━━ SUPPLIED DATA

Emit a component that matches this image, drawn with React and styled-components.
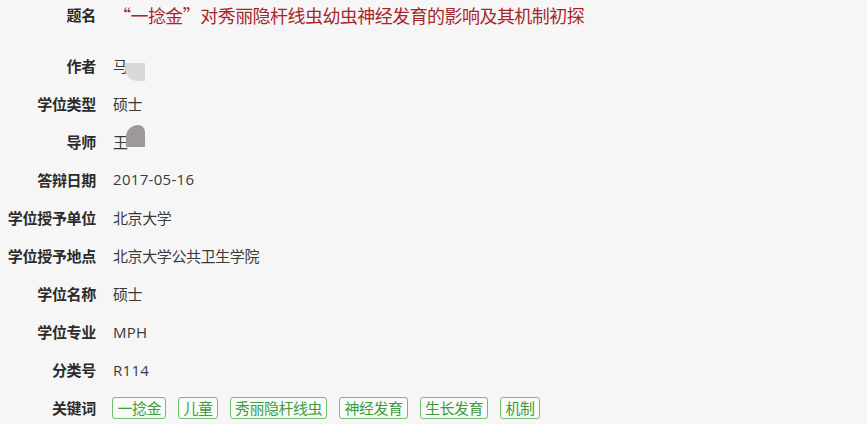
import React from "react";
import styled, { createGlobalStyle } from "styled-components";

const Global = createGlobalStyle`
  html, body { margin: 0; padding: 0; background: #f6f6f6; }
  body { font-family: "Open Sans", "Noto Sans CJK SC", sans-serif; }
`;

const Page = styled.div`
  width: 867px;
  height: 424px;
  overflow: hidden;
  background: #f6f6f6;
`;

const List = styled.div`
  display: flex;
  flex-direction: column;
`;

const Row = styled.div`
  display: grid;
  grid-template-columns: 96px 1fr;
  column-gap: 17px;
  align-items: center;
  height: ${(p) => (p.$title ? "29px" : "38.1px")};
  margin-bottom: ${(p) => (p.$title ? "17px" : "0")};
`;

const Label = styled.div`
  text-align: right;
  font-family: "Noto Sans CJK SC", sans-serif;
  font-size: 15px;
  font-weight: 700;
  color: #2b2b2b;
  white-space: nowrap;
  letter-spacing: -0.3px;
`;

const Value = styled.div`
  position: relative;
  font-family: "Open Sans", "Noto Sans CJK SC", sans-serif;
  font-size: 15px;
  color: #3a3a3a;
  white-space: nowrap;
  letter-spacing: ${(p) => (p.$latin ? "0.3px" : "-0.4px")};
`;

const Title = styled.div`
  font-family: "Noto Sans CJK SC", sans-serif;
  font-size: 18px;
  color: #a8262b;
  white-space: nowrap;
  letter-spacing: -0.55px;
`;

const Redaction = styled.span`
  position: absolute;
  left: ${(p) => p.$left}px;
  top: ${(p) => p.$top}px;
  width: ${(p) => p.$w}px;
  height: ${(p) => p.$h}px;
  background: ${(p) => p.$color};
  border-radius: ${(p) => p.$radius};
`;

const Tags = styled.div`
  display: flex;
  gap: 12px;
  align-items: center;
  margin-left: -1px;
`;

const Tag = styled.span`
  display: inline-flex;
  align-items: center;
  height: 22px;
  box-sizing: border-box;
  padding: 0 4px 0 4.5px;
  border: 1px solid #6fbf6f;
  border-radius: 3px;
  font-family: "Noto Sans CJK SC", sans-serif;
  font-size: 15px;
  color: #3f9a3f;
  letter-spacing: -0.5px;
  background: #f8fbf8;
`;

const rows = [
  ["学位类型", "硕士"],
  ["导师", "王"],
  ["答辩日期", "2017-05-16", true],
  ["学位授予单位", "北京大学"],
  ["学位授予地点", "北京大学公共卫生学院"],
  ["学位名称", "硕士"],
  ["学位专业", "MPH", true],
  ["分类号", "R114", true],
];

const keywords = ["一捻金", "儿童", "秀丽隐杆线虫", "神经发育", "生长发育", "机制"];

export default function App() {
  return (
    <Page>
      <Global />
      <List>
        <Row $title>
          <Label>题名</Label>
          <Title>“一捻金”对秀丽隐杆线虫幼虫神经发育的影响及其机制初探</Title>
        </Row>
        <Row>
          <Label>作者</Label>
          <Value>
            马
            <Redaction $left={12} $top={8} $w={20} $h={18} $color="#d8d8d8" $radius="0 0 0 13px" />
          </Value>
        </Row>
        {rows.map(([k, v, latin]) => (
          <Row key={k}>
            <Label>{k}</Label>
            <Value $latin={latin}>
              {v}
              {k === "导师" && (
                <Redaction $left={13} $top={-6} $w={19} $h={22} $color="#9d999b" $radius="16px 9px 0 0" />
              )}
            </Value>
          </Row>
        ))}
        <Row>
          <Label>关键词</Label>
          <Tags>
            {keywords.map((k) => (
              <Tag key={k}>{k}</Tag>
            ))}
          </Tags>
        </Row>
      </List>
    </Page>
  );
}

━━━━

_GIVEN PROBLEM_
Omit every picture, then repeat the remaining data exactly as it appears above.

_ANSWER TO THIS PROBLEM_
Emit a component that matches this image, drawn with React and styled-components.
import React from "react";
import styled, { createGlobalStyle } from "styled-components";

const Global = createGlobalStyle`
  html, body { margin: 0; padding: 0; background: #f6f6f6; }
  body { font-family: "Open Sans", "Noto Sans CJK SC", sans-serif; }
`;

const Page = styled.div`
  width: 867px;
  height: 424px;
  overflow: hidden;
  background: #f6f6f6;
`;

const List = styled.div`
  display: flex;
  flex-direction: column;
`;

const Row = styled.div`
  display: grid;
  grid-template-columns: 96px 1fr;
  column-gap: 17px;
  align-items: center;
  height: ${(p) => (p.$title ? "29px" : "38.1px")};
  margin-bottom: ${(p) => (p.$title ? "17px" : "0")};
`;

const Label = styled.div`
  text-align: right;
  font-family: "Noto Sans CJK SC", sans-serif;
  font-size: 15px;
  font-weight: 700;
  color: #2b2b2b;
  white-space: nowrap;
  letter-spacing: -0.3px;
`;

const Value = styled.div`
  position: relative;
  font-family: "Open Sans", "Noto Sans CJK SC", sans-serif;
  font-size: 15px;
  color: #3a3a3a;
  white-space: nowrap;
  letter-spacing: ${(p) => (p.$latin ? "0.3px" : "-0.4px")};
`;

const Title = styled.div`
  font-family: "Noto Sans CJK SC", sans-serif;
  font-size: 18px;
  color: #a8262b;
  white-space: nowrap;
  letter-spacing: -0.55px;
`;

const Redaction = styled.span`
  position: absolute;
  left: ${(p) => p.$left}px;
  top: ${(p) => p.$top}px;
  width: ${(p) => p.$w}px;
  height: ${(p) => p.$h}px;
  background: ${(p) => p.$color};
  border-radius: ${(p) => p.$radius};
`;

const Tags = styled.div`
  display: flex;
  gap: 12px;
  align-items: center;
  margin-left: -1px;
`;

const Tag = styled.span`
  display: inline-flex;
  align-items: center;
  height: 22px;
  box-sizing: border-box;
  padding: 0 4px 0 4.5px;
  border: 1px solid #6fbf6f;
  border-radius: 3px;
  font-family: "Noto Sans CJK SC", sans-serif;
  font-size: 15px;
  color: #3f9a3f;
  letter-spacing: -0.5px;
  background: #f8fbf8;
`;

const rows = [
  ["学位类型", "硕士"],
  ["导师", "王"],
  ["答辩日期", "2017-05-16", true],
  ["学位授予单位", "北京大学"],
  ["学位授予地点", "北京大学公共卫生学院"],
  ["学位名称", "硕士"],
  ["学位专业", "MPH", true],
  ["分类号", "R114", true],
];

const keywords = ["一捻金", "儿童", "秀丽隐杆线虫", "神经发育", "生长发育", "机制"];

export default function App() {
  return (
    <Page>
      <Global />
      <List>
        <Row $title>
          <Label>题名</Label>
          <Title>“一捻金”对秀丽隐杆线虫幼虫神经发育的影响及其机制初探</Title>
        </Row>
        <Row>
          <Label>作者</Label>
          <Value>
            马
            <Redaction $left={12} $top={8} $w={20} $h={18} $color="#d8d8d8" $radius="0 0 0 13px" />
          </Value>
        </Row>
        {rows.map(([k, v, latin]) => (
          <Row key={k}>
            <Label>{k}</Label>
            <Value $latin={latin}>
              {v}
              {k === "导师" && (
                <Redaction $left={13} $top={-6} $w={19} $h={22} $color="#9d999b" $radius="16px 9px 0 0" />
              )}
            </Value>
          </Row>
        ))}
        <Row>
          <Label>关键词</Label>
          <Tags>
            {keywords.map((k) => (
              <Tag key={k}>{k}</Tag>
            ))}
          </Tags>
        </Row>
      </List>
    </Page>
  );
}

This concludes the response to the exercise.